Locate every line in the records below that holds the word "using" and return each one.

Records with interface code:
--------------------

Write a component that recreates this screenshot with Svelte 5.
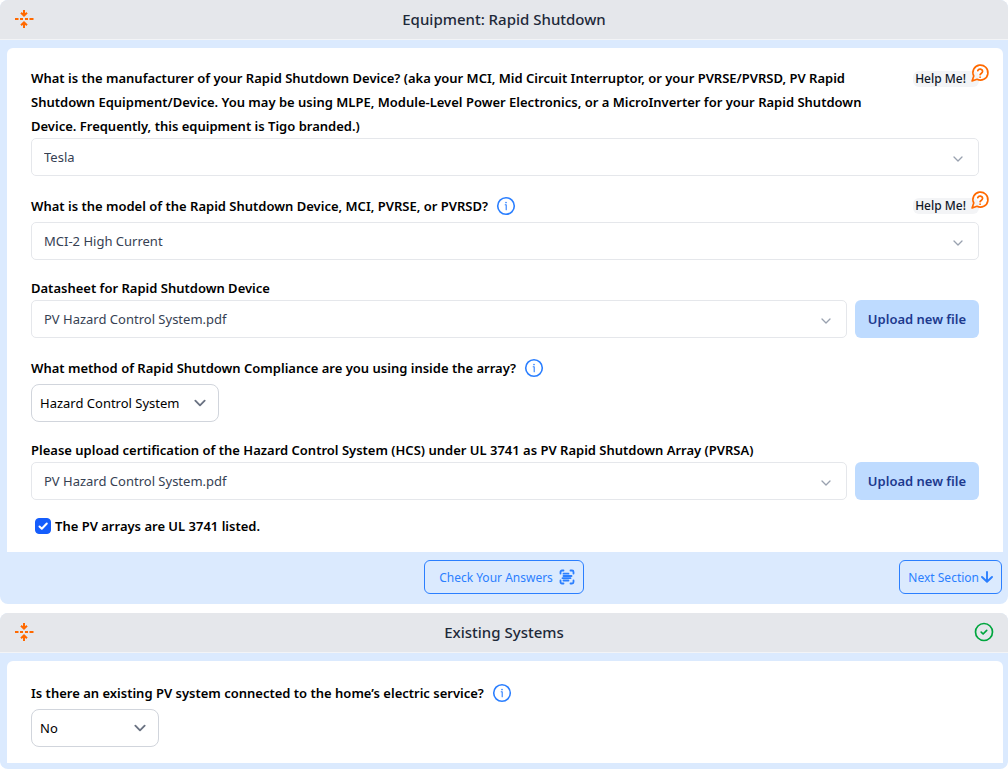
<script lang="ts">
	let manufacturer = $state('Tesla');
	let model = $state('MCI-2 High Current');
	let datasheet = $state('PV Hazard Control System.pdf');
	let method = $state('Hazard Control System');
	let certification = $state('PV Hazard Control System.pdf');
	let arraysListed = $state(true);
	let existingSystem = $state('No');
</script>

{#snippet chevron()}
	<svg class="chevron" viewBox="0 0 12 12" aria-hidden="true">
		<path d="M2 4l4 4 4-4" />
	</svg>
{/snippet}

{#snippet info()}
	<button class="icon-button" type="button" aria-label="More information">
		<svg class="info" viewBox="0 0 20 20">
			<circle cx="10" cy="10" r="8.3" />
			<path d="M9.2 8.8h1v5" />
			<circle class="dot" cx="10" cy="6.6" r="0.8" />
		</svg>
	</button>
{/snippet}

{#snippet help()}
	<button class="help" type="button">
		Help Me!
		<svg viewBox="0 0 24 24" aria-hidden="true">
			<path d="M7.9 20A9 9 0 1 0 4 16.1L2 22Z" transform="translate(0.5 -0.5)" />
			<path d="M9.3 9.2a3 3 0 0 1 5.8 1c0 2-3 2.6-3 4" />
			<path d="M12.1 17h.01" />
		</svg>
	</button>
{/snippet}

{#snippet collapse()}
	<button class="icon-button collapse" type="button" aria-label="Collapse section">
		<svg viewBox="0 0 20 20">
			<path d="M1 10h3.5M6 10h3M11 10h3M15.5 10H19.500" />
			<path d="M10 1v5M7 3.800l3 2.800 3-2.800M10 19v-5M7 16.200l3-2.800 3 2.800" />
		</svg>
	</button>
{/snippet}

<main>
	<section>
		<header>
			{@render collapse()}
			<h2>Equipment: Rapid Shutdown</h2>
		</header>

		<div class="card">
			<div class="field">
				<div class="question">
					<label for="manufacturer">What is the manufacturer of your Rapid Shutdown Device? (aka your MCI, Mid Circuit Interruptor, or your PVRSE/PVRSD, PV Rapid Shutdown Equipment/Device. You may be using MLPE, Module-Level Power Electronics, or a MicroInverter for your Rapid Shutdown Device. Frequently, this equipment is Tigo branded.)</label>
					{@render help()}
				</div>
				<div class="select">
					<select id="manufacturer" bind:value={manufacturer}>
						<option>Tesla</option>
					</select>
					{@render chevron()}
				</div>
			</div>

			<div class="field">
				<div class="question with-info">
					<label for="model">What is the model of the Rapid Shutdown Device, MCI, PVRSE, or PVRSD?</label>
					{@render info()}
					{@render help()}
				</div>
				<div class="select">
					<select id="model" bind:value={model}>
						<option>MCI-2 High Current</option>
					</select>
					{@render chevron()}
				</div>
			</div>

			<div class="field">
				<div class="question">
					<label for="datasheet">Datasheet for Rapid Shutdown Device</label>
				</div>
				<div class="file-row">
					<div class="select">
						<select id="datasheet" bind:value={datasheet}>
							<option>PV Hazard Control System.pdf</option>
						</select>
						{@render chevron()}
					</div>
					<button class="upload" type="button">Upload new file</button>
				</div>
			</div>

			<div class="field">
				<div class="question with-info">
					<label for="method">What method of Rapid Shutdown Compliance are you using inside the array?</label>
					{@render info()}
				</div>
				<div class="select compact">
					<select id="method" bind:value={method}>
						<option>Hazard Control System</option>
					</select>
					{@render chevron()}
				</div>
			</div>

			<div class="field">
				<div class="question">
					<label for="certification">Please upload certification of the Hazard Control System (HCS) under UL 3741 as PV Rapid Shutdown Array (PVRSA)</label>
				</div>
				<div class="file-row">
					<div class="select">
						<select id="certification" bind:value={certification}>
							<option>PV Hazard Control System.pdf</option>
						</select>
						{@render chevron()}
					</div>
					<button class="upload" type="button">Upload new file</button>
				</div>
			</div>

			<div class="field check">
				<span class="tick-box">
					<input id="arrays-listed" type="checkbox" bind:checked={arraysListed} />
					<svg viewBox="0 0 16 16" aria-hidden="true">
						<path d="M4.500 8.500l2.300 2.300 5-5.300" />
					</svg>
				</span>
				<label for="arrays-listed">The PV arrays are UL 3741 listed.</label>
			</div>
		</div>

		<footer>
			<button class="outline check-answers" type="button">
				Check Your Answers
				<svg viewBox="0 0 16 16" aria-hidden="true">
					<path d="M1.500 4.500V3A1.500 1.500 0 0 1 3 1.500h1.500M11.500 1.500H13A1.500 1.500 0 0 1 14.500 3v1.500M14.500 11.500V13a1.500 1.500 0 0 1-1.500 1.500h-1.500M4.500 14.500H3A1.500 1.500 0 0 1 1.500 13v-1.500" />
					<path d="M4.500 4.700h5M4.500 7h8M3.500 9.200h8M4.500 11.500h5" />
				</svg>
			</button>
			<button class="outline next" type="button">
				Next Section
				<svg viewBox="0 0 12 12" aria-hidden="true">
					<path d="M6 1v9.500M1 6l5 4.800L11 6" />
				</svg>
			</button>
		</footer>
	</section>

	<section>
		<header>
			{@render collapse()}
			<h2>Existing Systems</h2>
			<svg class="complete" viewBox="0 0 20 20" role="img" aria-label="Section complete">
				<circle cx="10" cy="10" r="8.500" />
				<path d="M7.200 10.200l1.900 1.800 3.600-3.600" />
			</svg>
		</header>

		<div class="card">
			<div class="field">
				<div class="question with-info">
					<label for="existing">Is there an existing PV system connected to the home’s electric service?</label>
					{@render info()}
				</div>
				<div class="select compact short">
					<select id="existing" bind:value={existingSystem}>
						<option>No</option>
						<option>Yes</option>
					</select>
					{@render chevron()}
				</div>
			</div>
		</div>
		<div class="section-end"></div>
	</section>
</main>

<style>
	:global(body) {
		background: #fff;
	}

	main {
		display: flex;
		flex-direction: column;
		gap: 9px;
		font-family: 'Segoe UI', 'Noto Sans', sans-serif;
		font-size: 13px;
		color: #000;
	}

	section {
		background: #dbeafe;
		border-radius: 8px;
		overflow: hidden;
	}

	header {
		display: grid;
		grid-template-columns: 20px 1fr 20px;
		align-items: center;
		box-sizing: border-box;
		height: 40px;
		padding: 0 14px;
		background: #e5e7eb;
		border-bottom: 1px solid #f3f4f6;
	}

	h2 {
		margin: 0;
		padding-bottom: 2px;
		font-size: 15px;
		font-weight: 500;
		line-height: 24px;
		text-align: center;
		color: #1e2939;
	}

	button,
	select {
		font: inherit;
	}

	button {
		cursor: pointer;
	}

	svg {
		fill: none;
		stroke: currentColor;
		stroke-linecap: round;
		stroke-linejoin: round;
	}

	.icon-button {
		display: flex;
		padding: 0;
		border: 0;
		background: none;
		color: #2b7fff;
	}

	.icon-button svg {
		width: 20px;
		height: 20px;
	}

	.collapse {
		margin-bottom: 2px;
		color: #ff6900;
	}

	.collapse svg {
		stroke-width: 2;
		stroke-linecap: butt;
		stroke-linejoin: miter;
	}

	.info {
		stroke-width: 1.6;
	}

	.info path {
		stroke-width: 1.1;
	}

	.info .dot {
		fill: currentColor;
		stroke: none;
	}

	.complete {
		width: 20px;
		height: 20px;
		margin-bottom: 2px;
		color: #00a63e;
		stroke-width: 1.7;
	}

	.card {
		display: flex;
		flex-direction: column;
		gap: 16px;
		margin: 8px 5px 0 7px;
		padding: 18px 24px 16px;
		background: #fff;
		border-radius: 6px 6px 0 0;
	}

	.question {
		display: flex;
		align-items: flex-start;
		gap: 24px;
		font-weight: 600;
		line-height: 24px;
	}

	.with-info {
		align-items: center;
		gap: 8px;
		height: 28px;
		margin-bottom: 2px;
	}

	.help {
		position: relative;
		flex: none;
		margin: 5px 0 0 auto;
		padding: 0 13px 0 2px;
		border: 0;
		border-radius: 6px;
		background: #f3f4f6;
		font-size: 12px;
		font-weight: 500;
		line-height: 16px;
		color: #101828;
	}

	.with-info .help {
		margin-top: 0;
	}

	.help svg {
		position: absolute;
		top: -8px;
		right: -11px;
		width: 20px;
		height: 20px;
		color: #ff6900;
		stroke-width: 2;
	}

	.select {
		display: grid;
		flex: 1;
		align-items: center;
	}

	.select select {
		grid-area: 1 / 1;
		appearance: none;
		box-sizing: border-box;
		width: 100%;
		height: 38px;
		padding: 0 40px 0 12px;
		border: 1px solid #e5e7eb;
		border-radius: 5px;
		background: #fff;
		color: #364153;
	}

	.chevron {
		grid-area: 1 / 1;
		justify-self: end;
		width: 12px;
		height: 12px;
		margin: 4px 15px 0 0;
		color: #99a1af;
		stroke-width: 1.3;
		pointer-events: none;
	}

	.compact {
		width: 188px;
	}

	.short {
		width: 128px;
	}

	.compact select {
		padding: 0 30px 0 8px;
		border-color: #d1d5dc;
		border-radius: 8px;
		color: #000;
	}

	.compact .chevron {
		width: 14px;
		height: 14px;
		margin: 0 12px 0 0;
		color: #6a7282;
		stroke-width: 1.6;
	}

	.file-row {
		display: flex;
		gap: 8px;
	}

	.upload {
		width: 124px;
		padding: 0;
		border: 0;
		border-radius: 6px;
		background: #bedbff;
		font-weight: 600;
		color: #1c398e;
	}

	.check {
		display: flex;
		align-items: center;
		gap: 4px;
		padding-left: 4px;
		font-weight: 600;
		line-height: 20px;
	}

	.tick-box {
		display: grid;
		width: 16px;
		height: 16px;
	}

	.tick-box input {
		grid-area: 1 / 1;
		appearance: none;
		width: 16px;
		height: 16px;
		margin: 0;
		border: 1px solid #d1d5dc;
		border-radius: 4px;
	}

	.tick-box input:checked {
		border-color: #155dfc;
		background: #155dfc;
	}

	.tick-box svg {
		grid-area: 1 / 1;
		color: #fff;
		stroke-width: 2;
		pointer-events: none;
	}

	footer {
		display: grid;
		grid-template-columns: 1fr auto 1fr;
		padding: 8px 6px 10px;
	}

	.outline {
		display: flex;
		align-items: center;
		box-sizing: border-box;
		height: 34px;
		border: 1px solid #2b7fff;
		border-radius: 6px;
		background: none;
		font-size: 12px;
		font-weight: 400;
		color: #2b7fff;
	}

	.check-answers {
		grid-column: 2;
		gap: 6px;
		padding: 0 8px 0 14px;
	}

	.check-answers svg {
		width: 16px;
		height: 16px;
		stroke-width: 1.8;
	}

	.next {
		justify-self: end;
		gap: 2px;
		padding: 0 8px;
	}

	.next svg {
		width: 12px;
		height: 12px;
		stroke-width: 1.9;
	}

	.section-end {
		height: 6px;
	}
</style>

--------------------

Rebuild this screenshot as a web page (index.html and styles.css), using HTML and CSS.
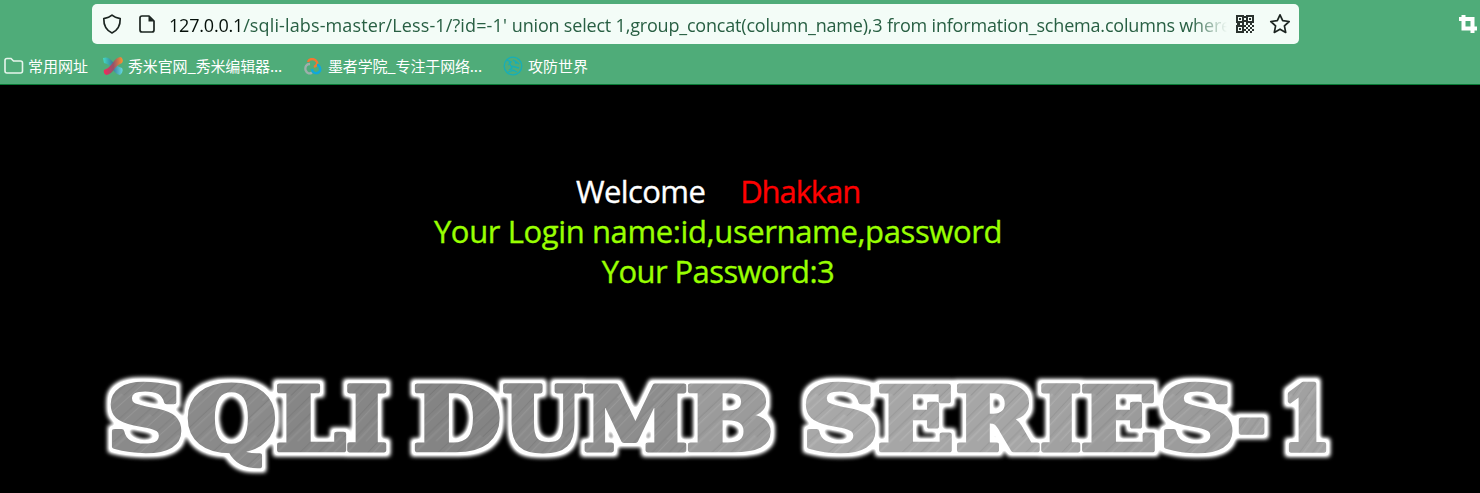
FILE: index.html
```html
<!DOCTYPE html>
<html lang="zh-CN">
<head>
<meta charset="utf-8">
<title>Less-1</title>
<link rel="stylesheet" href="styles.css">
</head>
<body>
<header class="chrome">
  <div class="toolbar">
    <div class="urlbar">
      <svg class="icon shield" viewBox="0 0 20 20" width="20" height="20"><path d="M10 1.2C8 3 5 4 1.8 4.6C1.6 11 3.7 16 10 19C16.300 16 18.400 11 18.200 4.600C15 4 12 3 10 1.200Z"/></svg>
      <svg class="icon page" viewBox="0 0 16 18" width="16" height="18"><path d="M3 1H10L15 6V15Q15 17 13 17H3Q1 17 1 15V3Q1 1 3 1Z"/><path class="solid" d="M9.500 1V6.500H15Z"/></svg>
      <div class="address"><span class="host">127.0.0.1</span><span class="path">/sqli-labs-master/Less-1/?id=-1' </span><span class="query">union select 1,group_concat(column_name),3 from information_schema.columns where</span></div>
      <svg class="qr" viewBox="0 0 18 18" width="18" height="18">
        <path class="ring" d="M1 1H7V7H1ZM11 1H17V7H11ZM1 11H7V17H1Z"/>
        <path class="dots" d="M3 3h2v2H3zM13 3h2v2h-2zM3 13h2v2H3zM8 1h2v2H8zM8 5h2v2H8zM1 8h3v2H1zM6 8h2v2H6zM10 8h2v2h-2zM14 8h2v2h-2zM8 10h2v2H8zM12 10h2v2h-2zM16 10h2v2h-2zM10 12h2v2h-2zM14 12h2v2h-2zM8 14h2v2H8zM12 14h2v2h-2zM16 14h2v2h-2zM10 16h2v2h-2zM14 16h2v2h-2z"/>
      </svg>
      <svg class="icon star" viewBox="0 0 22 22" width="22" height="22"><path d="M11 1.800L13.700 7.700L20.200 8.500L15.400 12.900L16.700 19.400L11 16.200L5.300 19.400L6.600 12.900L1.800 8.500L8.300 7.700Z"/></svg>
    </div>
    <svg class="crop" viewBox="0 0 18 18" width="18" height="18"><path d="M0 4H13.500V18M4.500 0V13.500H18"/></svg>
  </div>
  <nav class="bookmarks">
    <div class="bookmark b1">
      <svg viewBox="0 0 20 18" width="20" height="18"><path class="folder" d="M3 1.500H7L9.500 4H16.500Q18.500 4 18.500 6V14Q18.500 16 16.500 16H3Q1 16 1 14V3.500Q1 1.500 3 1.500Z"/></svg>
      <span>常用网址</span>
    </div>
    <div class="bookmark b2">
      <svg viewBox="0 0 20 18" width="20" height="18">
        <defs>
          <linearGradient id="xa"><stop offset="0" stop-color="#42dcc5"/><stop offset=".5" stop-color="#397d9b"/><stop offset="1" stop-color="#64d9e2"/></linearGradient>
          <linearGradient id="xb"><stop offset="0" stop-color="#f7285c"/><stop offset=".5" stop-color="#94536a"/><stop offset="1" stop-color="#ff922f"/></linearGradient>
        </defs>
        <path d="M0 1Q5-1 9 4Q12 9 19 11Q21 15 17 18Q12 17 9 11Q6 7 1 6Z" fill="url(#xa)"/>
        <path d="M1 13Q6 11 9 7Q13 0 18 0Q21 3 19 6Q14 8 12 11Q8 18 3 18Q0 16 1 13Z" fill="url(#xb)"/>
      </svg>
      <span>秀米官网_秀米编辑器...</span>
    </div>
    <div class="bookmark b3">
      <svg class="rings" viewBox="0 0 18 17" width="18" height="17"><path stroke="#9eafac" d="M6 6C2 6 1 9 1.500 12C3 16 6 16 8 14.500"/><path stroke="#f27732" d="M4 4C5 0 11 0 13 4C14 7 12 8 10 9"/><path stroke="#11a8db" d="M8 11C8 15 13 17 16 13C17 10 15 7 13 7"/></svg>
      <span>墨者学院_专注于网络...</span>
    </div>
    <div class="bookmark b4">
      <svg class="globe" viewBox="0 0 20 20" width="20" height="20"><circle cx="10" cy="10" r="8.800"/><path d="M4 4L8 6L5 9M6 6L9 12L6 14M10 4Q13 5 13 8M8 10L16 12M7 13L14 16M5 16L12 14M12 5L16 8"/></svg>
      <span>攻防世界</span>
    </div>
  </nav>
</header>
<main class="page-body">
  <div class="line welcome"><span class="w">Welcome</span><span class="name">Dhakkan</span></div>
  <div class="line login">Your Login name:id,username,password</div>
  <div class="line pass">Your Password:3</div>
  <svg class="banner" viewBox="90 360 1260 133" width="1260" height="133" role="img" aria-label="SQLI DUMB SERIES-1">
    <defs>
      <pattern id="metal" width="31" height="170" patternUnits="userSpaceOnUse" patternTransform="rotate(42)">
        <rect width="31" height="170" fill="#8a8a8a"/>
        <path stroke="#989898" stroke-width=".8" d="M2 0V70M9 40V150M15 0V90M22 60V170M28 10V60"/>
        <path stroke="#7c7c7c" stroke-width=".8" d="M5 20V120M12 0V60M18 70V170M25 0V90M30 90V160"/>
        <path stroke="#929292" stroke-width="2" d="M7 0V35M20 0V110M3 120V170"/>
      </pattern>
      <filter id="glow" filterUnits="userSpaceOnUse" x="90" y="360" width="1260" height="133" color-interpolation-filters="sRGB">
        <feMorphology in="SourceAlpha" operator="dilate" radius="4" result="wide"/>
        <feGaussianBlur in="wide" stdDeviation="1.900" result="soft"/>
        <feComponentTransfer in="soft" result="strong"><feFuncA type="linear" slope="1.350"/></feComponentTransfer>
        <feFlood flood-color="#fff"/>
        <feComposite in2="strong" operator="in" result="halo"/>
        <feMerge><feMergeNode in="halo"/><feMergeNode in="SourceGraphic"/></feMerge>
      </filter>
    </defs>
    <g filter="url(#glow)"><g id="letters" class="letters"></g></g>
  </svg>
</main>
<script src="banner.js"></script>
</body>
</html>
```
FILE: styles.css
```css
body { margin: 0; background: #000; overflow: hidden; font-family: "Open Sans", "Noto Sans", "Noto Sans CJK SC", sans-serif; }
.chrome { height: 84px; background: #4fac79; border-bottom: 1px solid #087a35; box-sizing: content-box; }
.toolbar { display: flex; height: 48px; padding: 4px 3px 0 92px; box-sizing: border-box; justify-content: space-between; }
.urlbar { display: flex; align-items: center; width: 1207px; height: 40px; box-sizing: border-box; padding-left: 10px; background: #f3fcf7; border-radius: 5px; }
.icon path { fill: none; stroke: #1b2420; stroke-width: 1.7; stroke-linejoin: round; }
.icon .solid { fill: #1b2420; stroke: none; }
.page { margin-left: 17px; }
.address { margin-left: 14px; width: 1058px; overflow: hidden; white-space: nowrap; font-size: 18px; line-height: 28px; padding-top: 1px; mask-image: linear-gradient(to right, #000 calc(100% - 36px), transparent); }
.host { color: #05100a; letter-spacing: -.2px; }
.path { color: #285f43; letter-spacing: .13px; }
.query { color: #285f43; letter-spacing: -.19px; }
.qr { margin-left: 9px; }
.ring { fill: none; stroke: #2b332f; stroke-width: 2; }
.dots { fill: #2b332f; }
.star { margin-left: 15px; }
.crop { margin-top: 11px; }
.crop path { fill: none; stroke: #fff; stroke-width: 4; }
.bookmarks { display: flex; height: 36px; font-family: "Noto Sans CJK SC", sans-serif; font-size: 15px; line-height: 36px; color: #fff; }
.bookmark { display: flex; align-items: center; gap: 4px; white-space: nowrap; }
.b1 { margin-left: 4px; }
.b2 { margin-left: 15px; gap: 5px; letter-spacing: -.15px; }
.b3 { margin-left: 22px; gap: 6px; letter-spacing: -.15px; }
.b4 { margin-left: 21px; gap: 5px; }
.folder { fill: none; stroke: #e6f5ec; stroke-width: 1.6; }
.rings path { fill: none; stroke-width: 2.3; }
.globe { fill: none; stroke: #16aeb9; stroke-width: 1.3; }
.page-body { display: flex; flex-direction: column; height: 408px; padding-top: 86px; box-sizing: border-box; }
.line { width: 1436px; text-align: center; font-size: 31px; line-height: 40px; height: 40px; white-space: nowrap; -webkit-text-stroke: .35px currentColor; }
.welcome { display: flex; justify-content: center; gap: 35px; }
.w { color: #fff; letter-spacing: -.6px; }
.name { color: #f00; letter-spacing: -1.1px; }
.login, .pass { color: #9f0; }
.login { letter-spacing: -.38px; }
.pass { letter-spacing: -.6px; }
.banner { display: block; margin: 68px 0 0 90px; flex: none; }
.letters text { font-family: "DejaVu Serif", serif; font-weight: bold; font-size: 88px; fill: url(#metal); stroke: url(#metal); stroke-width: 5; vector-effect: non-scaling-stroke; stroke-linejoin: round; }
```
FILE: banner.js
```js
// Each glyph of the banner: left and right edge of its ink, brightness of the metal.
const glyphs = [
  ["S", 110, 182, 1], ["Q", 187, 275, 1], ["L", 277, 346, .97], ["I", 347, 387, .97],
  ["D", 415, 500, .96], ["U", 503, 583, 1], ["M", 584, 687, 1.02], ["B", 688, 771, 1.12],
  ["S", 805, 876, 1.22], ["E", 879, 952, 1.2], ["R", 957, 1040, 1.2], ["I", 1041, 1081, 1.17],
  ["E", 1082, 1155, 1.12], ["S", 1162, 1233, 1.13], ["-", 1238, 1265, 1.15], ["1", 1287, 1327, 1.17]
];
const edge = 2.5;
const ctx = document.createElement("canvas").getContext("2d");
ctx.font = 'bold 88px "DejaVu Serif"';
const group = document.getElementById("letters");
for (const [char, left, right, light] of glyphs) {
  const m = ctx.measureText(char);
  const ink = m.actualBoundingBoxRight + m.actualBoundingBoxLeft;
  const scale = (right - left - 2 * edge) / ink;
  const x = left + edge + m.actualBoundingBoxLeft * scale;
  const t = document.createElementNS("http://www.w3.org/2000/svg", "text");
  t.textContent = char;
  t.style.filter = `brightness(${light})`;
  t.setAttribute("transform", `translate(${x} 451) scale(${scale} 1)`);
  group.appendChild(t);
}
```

--------------------

◆ **WORKED SOLUTION**:
					<label for="manufacturer">What is the manufacturer of your Rapid Shutdown Device? (aka your MCI, Mid Circuit Interruptor, or your PVRSE/PVRSD, PV Rapid Shutdown Equipment/Device. You may be using MLPE, Module-Level Power Electronics, or a MicroInverter for your Rapid Shutdown Device. Frequently, this equipment is Tigo branded.)</label>
					<label for="method">What method of Rapid Shutdown Compliance are you using inside the array?</label>
Rebuild this screenshot as a web page (index.html and styles.css), using HTML and CSS.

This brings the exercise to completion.